Convergence is here, cost efficiency is next

As mobile data usage continues to skyrocket, the challenge going forward is to sustain this stellar growth in a cost effective manner.

According to David Banjo, head of research, technology and platforms at heavyweight infrastructure vendor Nokia Siemens Networks (NSN) fixed network traffic is set to increase by a factor of ten this year alone, while mobile is expected to increase by a factor of 28.

Against a background of economic crisis, Banjo warned that it is more crucial than ever for service providers to understand and manage their customer experiences if they are to retain subscribers and generate profits. To this end, service providers need to pay attention to customer service, quality of service, cost and billing. And real time user profiling is also vital to help operators understand their users’ behaviour, preferences and usage patterns, such as the time of day a user makes a call, the location, and the application she or he uses.

These elements will be further facilitated by the deployment of next generation technologies such as LTE. Ihab Ghattas, assistant president for Huawei in the Middle East, expects a smooth migration from GSM/UMTS to LTE, with the technology eventually encompassing 85 per cent of the mobile world. Huawei expects 450 million LTE subscribers by 2015.

“Many elements from previous technologies will disappear,” Ghattas said, “making way for the simplified flat architecture of LTE.” Huawei expects the first commercial deployment, or at least trial, of LTE in the Middle East to take place in 2010.
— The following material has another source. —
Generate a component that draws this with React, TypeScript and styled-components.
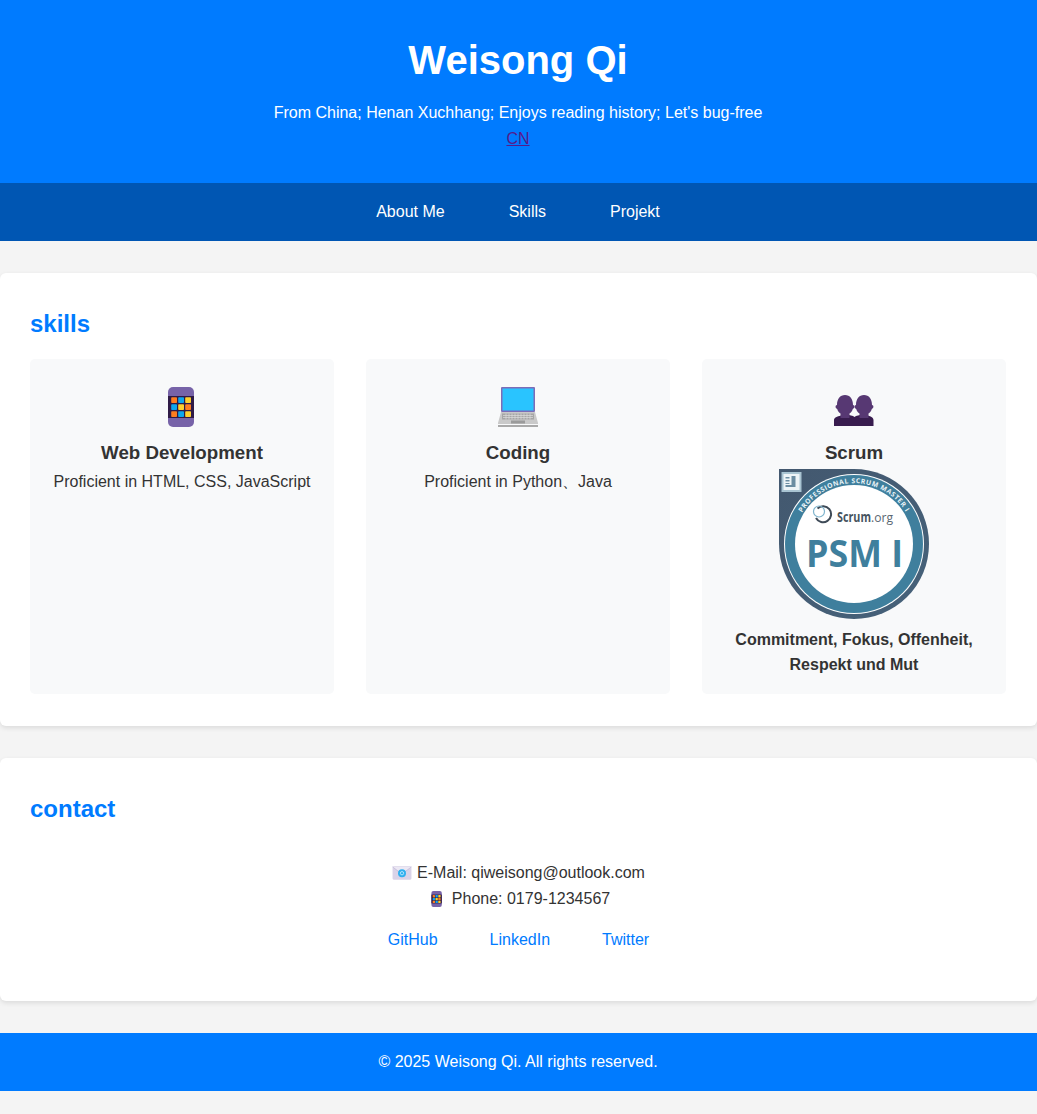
import React from "react";
import styled, { createGlobalStyle } from "styled-components";

const Global = createGlobalStyle`
  html, body { margin: 0; padding: 0; }
  body {
    background: #f4f4f4;
    color: #333;
    font-family: "Liberation Sans", Arial, sans-serif;
    font-size: 16px;
    line-height: 1.6;
  }
  * { box-sizing: border-box; }
`;

const Page = styled.div`
  min-height: 1114px;
`;
const Header = styled.header`
  background: #007bff;
  color: #fff;
  text-align: center;
  padding: 32px 33px 32px 32px;
`;
const Title = styled.h1`
  margin: 4px 0 16px;
  font-size: 40px;
  line-height: 48px;
  font-weight: 700;
`;
const Tagline = styled.p`
  margin: 0;
`;
const LangLink = styled.a`
  color: #551a8b;
  text-decoration: underline;
`;
const Nav = styled.nav`
  background: #0056b3;
  display: flex;
  justify-content: center;
  gap: 64px;
  padding: 16px 17px 16px 16px;
`;
const NavLink = styled.a`
  color: #fff;
  text-decoration: none;
`;
const Section = styled.section`
  background: #fff;
  margin: 32px 0;
  padding: 30px 30px 32px;
  border-radius: 6px;
  box-shadow: 0 2px 5px rgba(0, 0, 0, 0.1);
`;
const Heading = styled.h2`
  margin: 2px 0 16px;
  color: #007bff;
  font-size: 24px;
  line-height: 38px;
  font-weight: 700;
`;
const CardGrid = styled.div`
  display: grid;
  grid-template-columns: repeat(3, 304px);
  gap: 32px;
`;
const Card = styled.article`
  background: #f8f9fa;
  border-radius: 5px;
  padding: 28px 20px 17px;
  text-align: center;
  height: 335px;
  display: flex;
  flex-direction: column;
  align-items: center;
`;
const CardIcon = styled.svg`
  display: block;
  height: 40px;
  width: 40px;
  flex: none;
`;
const CardTitle = styled.h3`
  margin: 10px 0 0;
  font-size: 18.72px;
  line-height: 32px;
  font-weight: 700;
`;
const CardText = styled.p`
  margin: 0;
`;
const Badge = styled.svg`
  display: block;
  width: 150px;
  height: 150px;
  margin: 0 0 8px;
  flex: none;
`;
const Values = styled.p`
  margin: 0;
  font-weight: 700;
  line-height: 25px;
`;
const Contact = styled.div`
  display: flex;
  flex-direction: column;
  align-items: center;
  padding: 16px 0 17px;
`;
const ContactLine = styled.p`
  margin: 0;
  display: flex;
  align-items: center;
  height: 26px;
`;
const InlineIcon = styled.svg`
  width: 20px;
  height: 16px;
  margin-right: 5px;
  flex: none;
`;
const Socials = styled.div`
  display: flex;
  gap: 52px;
  margin-top: 15px;
`;
const SocialLink = styled.a`
  color: #007bff;
  text-decoration: none;
`;
const Footer = styled.footer`
  background: #007bff;
  color: #fff;
  text-align: center;
  padding: 16px 17px 16px 16px;
`;

const PhoneArt = () => (
  <>
    <rect x="6" y="0" width="26" height="40" rx="5" fill="#7763a8" />
    <rect x="6" y="9" width="26" height="22" fill="#2f1b46" />
    {[0, 1, 2].map((r) =>
      [0, 1, 2].map((c) => (
        <rect
          key={`${r}${c}`}
          x={9.2 + c * 7}
          y={10.2 + r * 7}
          width="5.8"
          height="5.8"
          rx="0.8"
          fill={
            [
              ["#ff7d1f", "#0da7ee", "#ffd02c"],
              ["#0da7ee", "#ffd02c", "#ff7d1f"],
              ["#ff7d1f", "#0da7ee", "#ffd02c"],
            ][r][c]
          }
        />
      ))
    )}
  </>
);

const LaptopArt = () => (
  <>
    <rect x="3" y="0" width="34" height="25" rx="1" fill="#7c6cb8" />
    <rect x="4.500" y="1.500" width="31" height="22" fill="#29c4ff" />
    <path d="M3 25h34l3 11v1H0v-1z" fill="#c9c9c9" />
    <rect x="4" y="26.500" width="32" height="6" fill="#a6a6a6" />
    <path
      d="M5 28.500h30M5 30.500h30M8 26.500v6M11 26.500v6M14 26.500v6M17 26.500v6M20 26.500v6M23 26.500v6M26 26.500v6M29 26.500v6M32 26.500v6"
      stroke="#dcdcdc"
      strokeWidth="0.7"
    />
    <rect x="13" y="33.500" width="14" height="3" fill="#9b9b9b" />
    <rect x="0" y="38" width="40" height="2" fill="#a9a9a9" />
  </>
);

const PeopleArt = () => (
  <>
    <path
      d="M0 39V33c0-2.500 3-3.500 7-4.500l4-1.500 8 2 1.500 1 1.500-1 8-2 4 1.500c3 1 5.500 2 5.500 4.500v6z"
      fill="#381c4e"
    />
    <path
      d="M3 18C3 12 6 8 11 8s8 4 8 10c1.800 0 2 3.200-.2 4-.6 2-1.800 3.500-3.300 4.500V31h-9v-4.500C5 25.500 3.800 24 3.200 22 1 21.200 1.200 18 3 18z"
      fill="#573873"
    />
    <path
      d="M22 18c0-6 3-10 8-10s8 4 8 10c1.800 0 2 3.200-.2 4-.6 2-1.800 3.500-3.300 4.500V31h-9v-4.500c-1.500-1-2.700-2.500-3.300-4.500-2.200-.8-2-4-.2-4z"
      fill="#573873"
    />
  </>
);

const EnvelopeArt = () => (
  <>
    <rect x="0.500" y="1" width="17" height="12" rx="1" fill="#d9d3e8" />
    <path d="M0.500 1.500 9 8l8.500-6.500" fill="#ece8f4" stroke="#bcb3d4" strokeWidth="0.6" />
    <circle cx="9" cy="7.200" r="3.600" fill="#2fb0ee" />
    <circle cx="9" cy="7.200" r="1.500" fill="none" stroke="#bfe9ff" strokeWidth="0.8" />
  </>
);

const PsmBadge = () => (
  <Badge viewBox="0 0 150 150" role="img" aria-label="PSM I">
    <defs>
      <linearGradient id="edge" x1="0" y1="0" x2="1" y2="1">
        <stop offset="0" stopColor="#43586f" />
        <stop offset="1" stopColor="#46627a" />
      </linearGradient>
      <path id="arc" d="M 23.100 43.800 A 60.500 60.500 0 0 1 129 47" />
    </defs>
    <path d="M0 0H75A75 75 0 1 1 0 75z" fill="url(#edge)" />
    <circle cx="75" cy="75" r="70" fill="#fff" />
    <circle cx="75" cy="75" r="69" fill="#3f7f9d" />
    <circle cx="75" cy="75" r="59" fill="#fff" />
    <rect x="2.500" y="3" width="20" height="20" fill="#a9c4d2" />
    <rect x="4.500" y="5" width="16" height="16" fill="#eef4f7" />
    <path d="M6.500 8h4v1.500h-4zM6.500 11h4v1.500h-4zM6.500 14h4v1h-4zM6.500 16h8v2h-8zM12.500 7h4v11h-4z" fill="#6c8da2" />
    <text fontFamily="'Open Sans', sans-serif" fontSize="6.800" fontWeight="700" fill="#eaf3f7">
      <textPath href="#arc" textLength="124" lengthAdjust="spacing">PROFESSIONAL SCRUM MASTER I</textPath>
    </text>
    <path d="M38.500 39.500A8 8 0 1 1 37 49" fill="none" stroke="#3e4a57" strokeWidth="2" />
    <circle cx="40" cy="42.500" r="5.500" fill="none" stroke="#7fb4cd" strokeWidth="1.200" />
    <text
      x="58"
      y="53"
      fontFamily="'Open Sans', sans-serif"
      fontSize="14"
      fontWeight="700"
      fill="#46545f"
      textLength="34"
      lengthAdjust="spacingAndGlyphs"
    >
      Scrum
    </text>
    <text
      x="92"
      y="53"
      fontFamily="'Open Sans', sans-serif"
      fontSize="13"
      fill="#5a6772"
      textLength="22"
      lengthAdjust="spacingAndGlyphs"
    >
      .org
    </text>
    <text
      x="27"
      y="98"
      fontFamily="'Open Sans', sans-serif"
      fontSize="38"
      fontWeight="700"
      fill="#3f7f9d"
      textLength="97"
      lengthAdjust="spacingAndGlyphs"
    >
      PSM I
    </text>
  </Badge>
);

export default function App() {
  return (
    <Page>
      <Global />
      <Header>
        <Title>Weisong Qi</Title>
        <Tagline>From China; Henan Xuchhang; Enjoys reading history; Let's bug-free</Tagline>
        <LangLink href="#cn">CN</LangLink>
      </Header>
      <Nav>
        <NavLink href="#about">About Me</NavLink>
        <NavLink href="#skills">Skills</NavLink>
        <NavLink href="#projekt">Projekt</NavLink>
      </Nav>
      <Section>
        <Heading>skills</Heading>
        <CardGrid>
          <Card>
            <CardIcon viewBox="0 0 40 40"><PhoneArt /></CardIcon>
            <CardTitle>Web Development</CardTitle>
            <CardText>Proficient in HTML, CSS, JavaScript</CardText>
          </Card>
          <Card>
            <CardIcon viewBox="0 0 40 40"><LaptopArt /></CardIcon>
            <CardTitle>Coding</CardTitle>
            <CardText>Proficient in Python、Java</CardText>
          </Card>
          <Card>
            <CardIcon viewBox="0 0 40 40"><PeopleArt /></CardIcon>
            <CardTitle>Scrum</CardTitle>
            <PsmBadge />
            <Values>Commitment, Fokus, Offenheit, Respekt und Mut</Values>
          </Card>
        </CardGrid>
      </Section>
      <Section>
        <Heading>contact</Heading>
        <Contact>
          <ContactLine>
            <InlineIcon viewBox="0 0 18 14" preserveAspectRatio="xMidYMid meet"><EnvelopeArt /></InlineIcon>
            E-Mail: qiweisong@outlook.com
          </ContactLine>
          <ContactLine>
            <InlineIcon viewBox="0 0 40 40"><PhoneArt /></InlineIcon>
            Phone: 0179-1234567
          </ContactLine>
          <Socials>
            <SocialLink href="#github">GitHub</SocialLink>
            <SocialLink href="#linkedin">LinkedIn</SocialLink>
            <SocialLink href="#twitter">Twitter</SocialLink>
          </Socials>
        </Contact>
      </Section>
      <Footer>© 2025 Weisong Qi. All rights reserved.</Footer>
    </Page>
  );
}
Jay Srage, vice president of business development for the Middle East at chip vendor Qualcomm, added, “Now we need to focus more on the services side because technology is already at the leading edge.” According to Srage, the types of content and applications to be made available are as important as the devices – a sentiment that was echoed by Qtel chief Nasser Marafih.

Indeed, it is the services that pose a far more interesting question than the technology. “The move towards 4G highlights one important fact – convergence of fixed and mobile is finally upon us. The driver is broadband. Mobile is moving towards a broadband model in the longer-term, where the differentiation of basic functionality and services between fixed and mobile becomes blurred,” said Michael Kovacocy, telecoms analyst and sector strategist, Daiwa Securities. “That net neutrality – an issue first made relevant in a fixed-line context – is now being discussed within the context of mobile should serve to highlight that the lines between fixed and mobile have diminished. Whether it be Google and Skype in a fixed or mobile setting is increasingly an indistinguishable point.”